The Nature of the Atonement: Four Views gives us a snapshot of some contemporary perspectives on the atonement of Christ. Paul R. Eddy and James Beilby introduce the volume with a brief essay surveying the various atonement theories that have had some sway in the history of Christianity. Following Gustaf Aulén’s threefold classification (Christus Victor, subjective, and objective) Eddy and Beilby give a brief overview of the historical lay of the land.

In chapter one, Gregory Boyd presents a thoroughgoing case for the Christus Victor model of the atonement. Boyd commends his model not as the only way the Bible speaks of Christ’s atonement, but as the one which best integrates “the ‘rich variety’ of God’s wisdom into a coherent whole” (p. 24). Boyd presents the Christus Victor view as “the truth that through the incarnation, life, death and resurrection of Christ, God defeated the devil” (p. 24). After noting that this view of the atonement is the one that dominated the first thousand years of the church’s history, he tries to defend this view from scripture.

I think Boyd’s presentation has several flaws. First, he caricatures the penal substitution view as promoting a “legal fiction” that divorces “justification from sanctification” (p. 47), a caricature that won’t hold up to anyone who understands penal substitution in the reformed tradition. Reformed theologians have always insisted that while justification and sanctification must be distinguished as doctrines, they cannot be separated in the Christian life. The one necessarily entails the other. Boyd is simply not being fair with the Reformed tradition on this point. Second, Boyd is unclear and self-contradictory in explaining his view of substitution. On the one hand, Boyd writes that “Jesus indeed died as our substitute, bore our sin and guilt, was sacrificed for our forgiveness, and was punished by the Father in our place” (p. 43). On the other hand, he also says that “the Christus Victor model can potentially affirm Christ’s substitutionary work without embracing some of the more problematic aspects of the penal substitutionary theory . . . that Jesus literally experienced the Father’s wrath or that the Father needed to punish his Son in order to be able to forgive us” (p. 43). These two sentences occur in the same paragraph, and yet they are hopelessly self-contradictory! Third, Boyd links his Christus Victor view to pacifism in a way that cannot be sustained. Even if one accepts the Christus Victor view as the most fundamental meaning of Christ’s work, that acceptance does not necessarily entail “radical, nonviolent, Jesus-like social action” (p. 48).

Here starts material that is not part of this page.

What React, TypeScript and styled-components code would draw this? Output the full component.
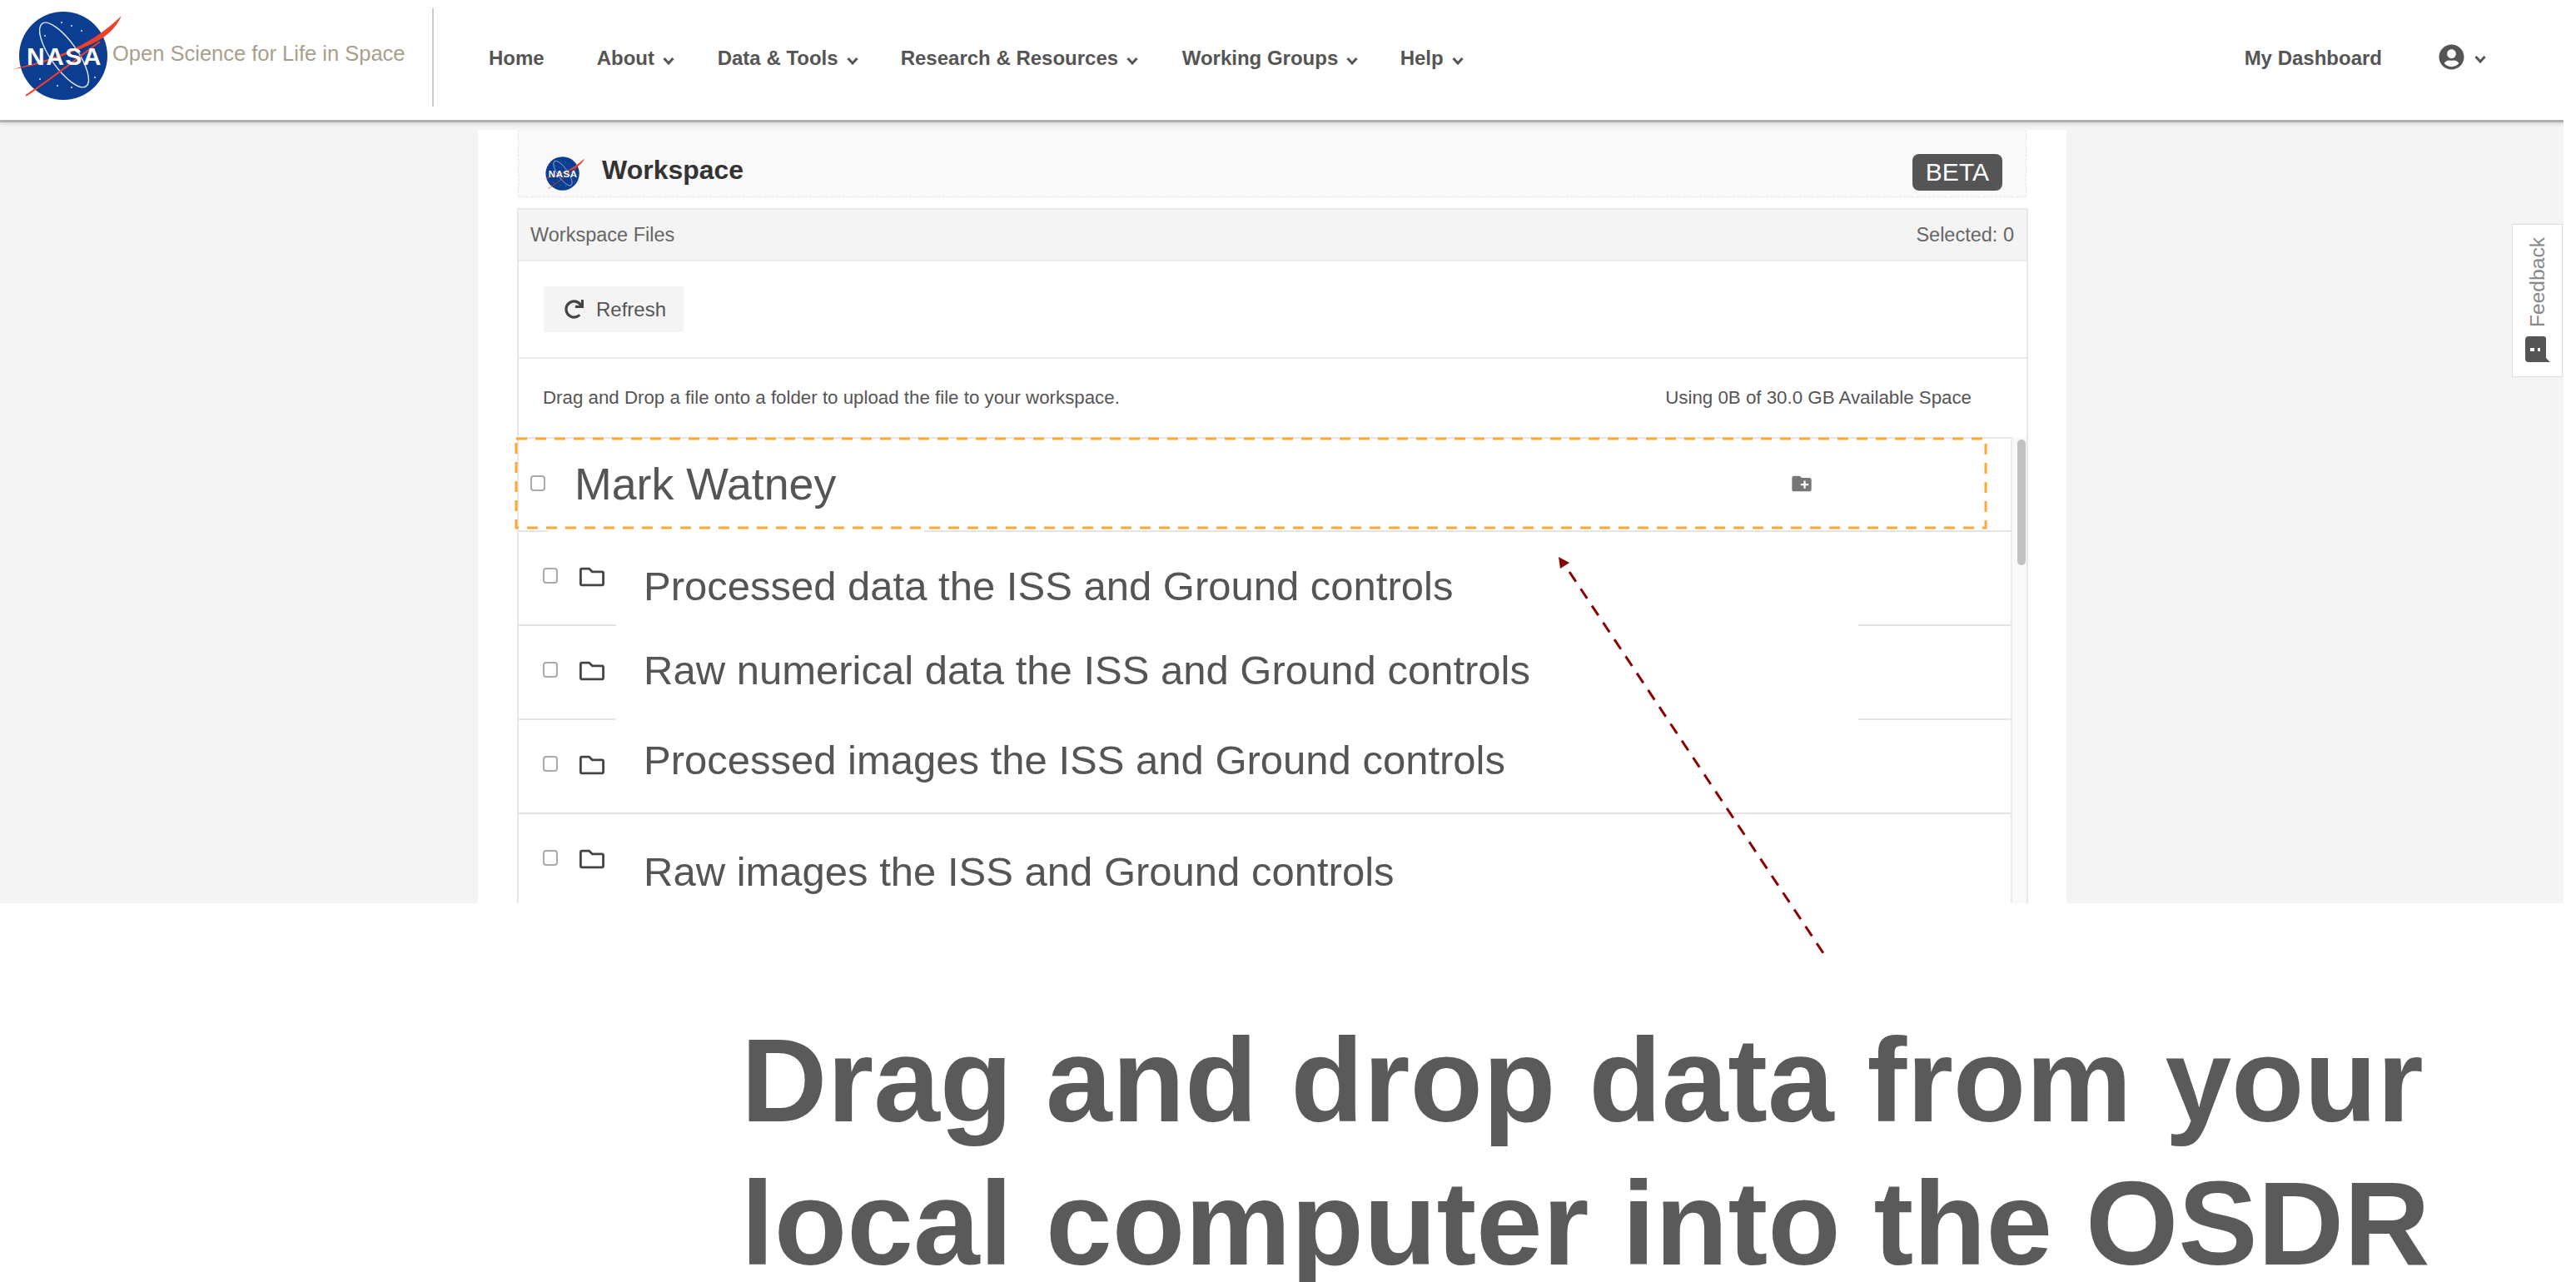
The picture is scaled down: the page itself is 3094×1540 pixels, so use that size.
import React from "react";
import styled, { createGlobalStyle } from "styled-components";
import { FaRedo, FaRegFolder, FaUserCircle } from "react-icons/fa";
import { MdCreateNewFolder } from "react-icons/md";

const GlobalStyle = createGlobalStyle`
  html, body {
    margin: 0;
    padding: 0;
    background: #fff;
    font-family: "Liberation Sans", Arial, sans-serif;
  }
`;

const navItems = [
  { label: "About", width: 95 },
  { label: "Data & Tools", width: 170 },
  { label: "Research & Resources", width: 288 },
  { label: "Working Groups", width: 212 },
  { label: "Help", width: 78 }
];

const rows = [
  { label: "Processed data the ISS and Ground controls", shift: -6 },
  { label: "Raw numerical data the ISS and Ground controls", shift: -18 },
  { label: "Processed images the ISS and Ground controls", shift: -23 },
  { label: "Raw images the ISS and Ground controls", shift: -2 }
];

const NasaLogo = ({ size }: { size: number }) => (
  <svg width={size} height={size} viewBox="0 0 134 124">
    <circle cx="62" cy="62" r="53" fill="#0b3d91" />
    <g fill="#dfe6f2">
      <circle cx="60" cy="22" r="1" />
      <circle cx="72" cy="26" r="1" />
      <circle cx="84" cy="32" r="1" />
      <circle cx="40" cy="38" r="1" />
      <circle cx="34" cy="90" r="1" />
      <circle cx="55" cy="98" r="1" />
      <circle cx="72" cy="100" r="1" />
      <circle cx="100" cy="88" r="1" />
      <circle cx="95" cy="105" r="1" />
    </g>
    <ellipse cx="63" cy="61" rx="16" ry="46" transform="rotate(-35 63 61)" fill="none" stroke="#dfe6f2" strokeWidth="1.5" />
    <path d="M2 78 C40 68 90 55 132 14 C118 44 90 50 62 62 C40 70 20 76 2 78Z" fill="#f0402a" />
    <path d="M17 110 C50 88 80 64 106 45" fill="none" stroke="#f0402a" strokeWidth="2" />
    <text x="18" y="73" fontFamily="'Liberation Sans', sans-serif" fontWeight="700" fontSize="30" fill="#fff" letterSpacing="1.5">NASA</text>
  </svg>
);

const Chevron = () => (
  <ChevronSvg width="14" height="10" viewBox="0 0 14 10">
    <polyline points="1.5,2 7,8 12.5,2" fill="none" stroke="#555" strokeWidth="3" />
  </ChevronSvg>
);

const App = () => (
  <Page>
    <GlobalStyle />
    <Top>
      <Header>
        <Brand>
          <NasaLogo size={134} />
          <BrandName>Open Science for Life in Space</BrandName>
        </Brand>
        <Nav>
          <NavLink>Home</NavLink>
          {navItems.map((item) => (
            <NavLink key={item.label} $width={item.width}>
              {item.label}
              <Chevron />
            </NavLink>
          ))}
        </Nav>
        <UserArea>
          <NavLink>My Dashboard</NavLink>
          <UserMenu>
            <FaUserCircle size={31} color="#555" />
            <Chevron />
          </UserMenu>
        </UserArea>
      </Header>

      <Column>
        <WorkspaceBar>
          <WorkspaceTitle>
            <NasaLogo size={51} />
            Workspace
          </WorkspaceTitle>
          <Beta>BETA</Beta>
        </WorkspaceBar>

        <Panel>
          <PanelHead>
            <span>Workspace Files</span>
            <span>Selected: 0</span>
          </PanelHead>
          <ToolRow>
            <RefreshButton>
              <FaRedo size={23} color="#444" />
              Refresh
            </RefreshButton>
          </ToolRow>
          <InfoRow>
            <span>Drag and Drop a file onto a folder to upload the file to your workspace.</span>
            <span>Using 0B of 30.0 GB Available Space</span>
          </InfoRow>
          <ListWrap>
            <List>
              <RootRow>
                <Check />
                <RootName>Mark Watney</RootName>
                <MdCreateNewFolder size={28} color="#777" />
              </RootRow>
              {rows.map((row) => (
                <FileRow key={row.label}>
                  <Check />
                  <FaRegFolder size={30} color="#444" />
                  <FileName $shift={row.shift}>{row.label}</FileName>
                </FileRow>
              ))}
              <PatchOne />
              <PatchTwo />
            </List>
            <Track>
              <Thumb />
            </Track>
          </ListWrap>
        </Panel>
      </Column>

      <FeedbackTab>
        <FeedbackText>Feedback</FeedbackText>
        <svg width="30" height="31" viewBox="0 0 30 31">
          <path d="M4 0 H22 Q25 0 25 3 V26 L30 31 H4 Q0 31 0 27 V4 Q0 0 4 0Z" fill="#555" />
          <rect x="6" y="14" width="5" height="4" fill="#fff" />
          <rect x="15" y="14" width="3" height="4" fill="#fff" />
        </svg>
      </FeedbackTab>
    </Top>

    <Caption>
      Drag and drop data from your
      <br />
      local computer into the OSDR
    </Caption>

    <Annotations width="3094" height="1540" viewBox="0 0 3094 1540">
      <rect x="620" y="527" width="1765" height="107" fill="none" stroke="#ffa733" strokeWidth="3" strokeDasharray="13 10" />
      <polygon points="1872,669 1885,676 1874,683" fill="#8b0000" />
      <line x1="1885" y1="687" x2="2190" y2="1145" stroke="#8b0000" strokeWidth="3" strokeDasharray="14 10.36" />
    </Annotations>
  </Page>
);

const Page = styled.div`
  position: relative;
  width: 3094px;
  height: 1540px;
  overflow: hidden;
  background: #fff;
`;

const Top = styled.div`
  position: relative;
  width: 3079px;
  height: 1085px;
  overflow: hidden;
  background: #f4f4f4;
`;

const Header = styled.header`
  display: flex;
  align-items: flex-start;
  height: 144px;
  background: #fff;
  border-bottom: 3px solid #b0b0b0;
  box-shadow: 0 2px 4px rgba(0, 0, 0, 0.12);
`;

const Brand = styled.div`
  display: flex;
  align-items: center;
  width: 521px;
  height: 118px;
  margin-top: 10px;
  padding-left: 14px;
  box-sizing: border-box;
  border-right: 2px solid #ccc;

  svg {
    flex: none;
    margin-top: -4px;
  }
`;

const BrandName = styled.span`
  margin: -10px 0 0 -13px;
  font-size: 25.5px;
  color: #a89f8c;
  white-space: nowrap;
`;

const Nav = styled.nav`
  display: flex;
  align-items: center;
  height: 140px;
  margin-left: 66px;
`;

const NavLink = styled.div<{ $width?: number }>`
  display: flex;
  align-items: center;
  gap: 10px;
  width: ${(p) => (p.$width ? `${p.$width}px` : "auto")};
  margin-right: ${(p) => (p.$width ? "50px" : "63px")};
  font-size: 24px;
  font-weight: 700;
  color: #555;
  white-space: nowrap;
`;

const ChevronSvg = styled.svg`
  flex: none;
  margin-top: 6px;
`;

const UserArea = styled.div`
  display: flex;
  align-items: center;
  height: 140px;
  margin-left: auto;
  padding-right: 93px;
`;

const UserMenu = styled.div`
  display: flex;
  align-items: center;
  gap: 12px;
  margin: -4px 0 0 5px;
`;

const Column = styled.main`
  width: 1908px;
  height: 940px;
  margin: 9px 0 0 574px;
  padding: 0 46px 0 47px;
  box-sizing: border-box;
  background: #fff;
`;

const WorkspaceBar = styled.div`
  display: flex;
  align-items: center;
  justify-content: space-between;
  height: 81px;
  margin: 0 2px 0 1px;
  padding: 22px 28px 0 29px;
  box-sizing: border-box;
  background: #f9f9f9;
  border: 1px dashed #e6e6e6;
  border-top: 0;
`;

const WorkspaceTitle = styled.div`
  display: flex;
  align-items: center;
  gap: 20px;
  margin-top: -5px;
  font-size: 32px;
  font-weight: 700;
  color: #333;

  svg {
    margin-top: 8px;
  }
`;

const Beta = styled.div`
  padding: 6px 16px;
  border-radius: 8px;
  background: #555;
  color: #fff;
  font-size: 30px;
  line-height: 32px;
`;

const Panel = styled.section`
  margin-top: 13px;
  border: 2px solid #e8e8e8;
  border-bottom: 0;
`;

const PanelHead = styled.div`
  display: flex;
  align-items: center;
  justify-content: space-between;
  height: 60px;
  padding: 0 15px 0 14px;
  background: #f4f4f4;
  border-bottom: 2px solid #ececec;
  font-size: 23.5px;
  color: #666;
`;

const ToolRow = styled.div`
  display: flex;
  align-items: center;
  height: 117px;
  padding-left: 30px;
  box-sizing: border-box;
  border-bottom: 2px solid #ececec;
`;

const RefreshButton = styled.div`
  display: flex;
  align-items: center;
  gap: 15px;
  height: 55px;
  padding: 0 21px 0 25px;
  background: #f4f4f4;
  font-size: 24px;
  color: #555;
`;

const InfoRow = styled.div`
  display: flex;
  align-items: center;
  justify-content: space-between;
  height: 94px;
  padding: 0 66px 0 29px;
  box-sizing: border-box;
  font-size: 22.3px;
  color: #555;
`;

const ListWrap = styled.div`
  display: flex;
  height: 570px;
`;

const List = styled.div`
  position: relative;
  flex: 1;
  min-width: 0;
  border-top: 2px solid #e8e8e8;
`;

const RootRow = styled.div`
  display: flex;
  align-items: center;
  height: 112px;
  padding: 0 0 3px 14px;
  box-sizing: border-box;
  border-bottom: 2px solid #e4e4e4;

  svg {
    flex: none;
    margin-left: 460px;
  }
`;

const Check = styled.span`
  flex: none;
  width: 18px;
  height: 19px;
  box-sizing: border-box;
  border: 2px solid #aaa;
  border-radius: 4px;
  background: #fff;
`;

const RootName = styled.span`
  flex: none;
  width: 1000px;
  margin-left: 35px;
  font-size: 53.7px;
  color: #555;
  white-space: nowrap;
`;

const FileRow = styled.div`
  display: flex;
  align-items: flex-start;
  height: 113px;
  padding: 43px 0 0 29px;
  box-sizing: border-box;
  border-bottom: 2px solid #e4e4e4;

  svg {
    flex: none;
    margin: -4px 0 0 26px;
  }
`;

const FileName = styled.span<{ $shift: number }>`
  position: relative;
  top: ${(p) => p.$shift}px;
  margin-left: 47px;
  font-size: 49px;
  line-height: 56px;
  color: #555;
  white-space: nowrap;
`;

const PatchOne = styled.div`
  position: absolute;
  left: 35px;
  top: 108px;
  width: 452px;
  height: 6px;
  background: #fff;
`;

const PatchTwo = styled.div`
  position: absolute;
  left: 117px;
  top: 218px;
  width: 1492px;
  height: 125px;
  box-sizing: border-box;
  border-top: 8px solid #fff;
  border-bottom: 8px solid #fff;
`;

const Track = styled.div`
  flex: none;
  width: 19px;
  box-sizing: border-box;
  padding: 3px 1px 0 6px;
  background: #f9f9f9;
  border-left: 2px solid #ececec;
`;

const Thumb = styled.div`
  width: 10px;
  height: 151px;
  border-radius: 5px;
  background: #c2c2c2;
`;

const FeedbackTab = styled.aside`
  position: absolute;
  top: 269px;
  right: 1px;
  display: flex;
  flex-direction: column;
  align-items: center;
  justify-content: space-between;
  width: 61px;
  height: 184px;
  padding: 15px 0 17px;
  box-sizing: border-box;
  background: #fff;
  border: 1px solid #ddd;
`;

const FeedbackText = styled.span`
  writing-mode: vertical-rl;
  transform: rotate(180deg);
  font-size: 24.6px;
  color: #888;
`;

const Caption = styled.h1`
  margin: 0;
  padding: 126px 0 0 890px;
  font-size: 143.2px;
  line-height: 172px;
  font-weight: 700;
  color: #5a5a5a;
  white-space: nowrap;
`;

const Annotations = styled.svg`
  position: absolute;
  left: 0;
  top: 0;
  pointer-events: none;
`;

export default App;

Thomas Schreiner expounds and defends the penal substitution view of the atonement. He does not defend it as the only biblical atonement metaphor, but argues that “penal substitution functions as the anchor and foundation for all other dimensions of the atonement when the Scriptures are considered as a whole” (p. 67). Schreiner defines penal substitution as follows: “The Father, because of his love for human beings, sent his Son (who offered himself willingly and gladly) to satisfy God’s justice, so that Christ took the place of sinners. The punishment and penalty we deserved was laid on Jesus Christ instead of us, so that in the cross both God’s holiness and love are manifested” (p. 67). The rest of Schreiner’s article contains traditional evangelical interpretations of some of the typical texts (e.g., Romans 3:25-26, p. 87ff) as well as defenses of penal substitution against critics who decry it as “cosmic child abuse” (p. 70). In sum, Schreiner’s case is thoroughly biblical and, I think, the most convincing of the four essays.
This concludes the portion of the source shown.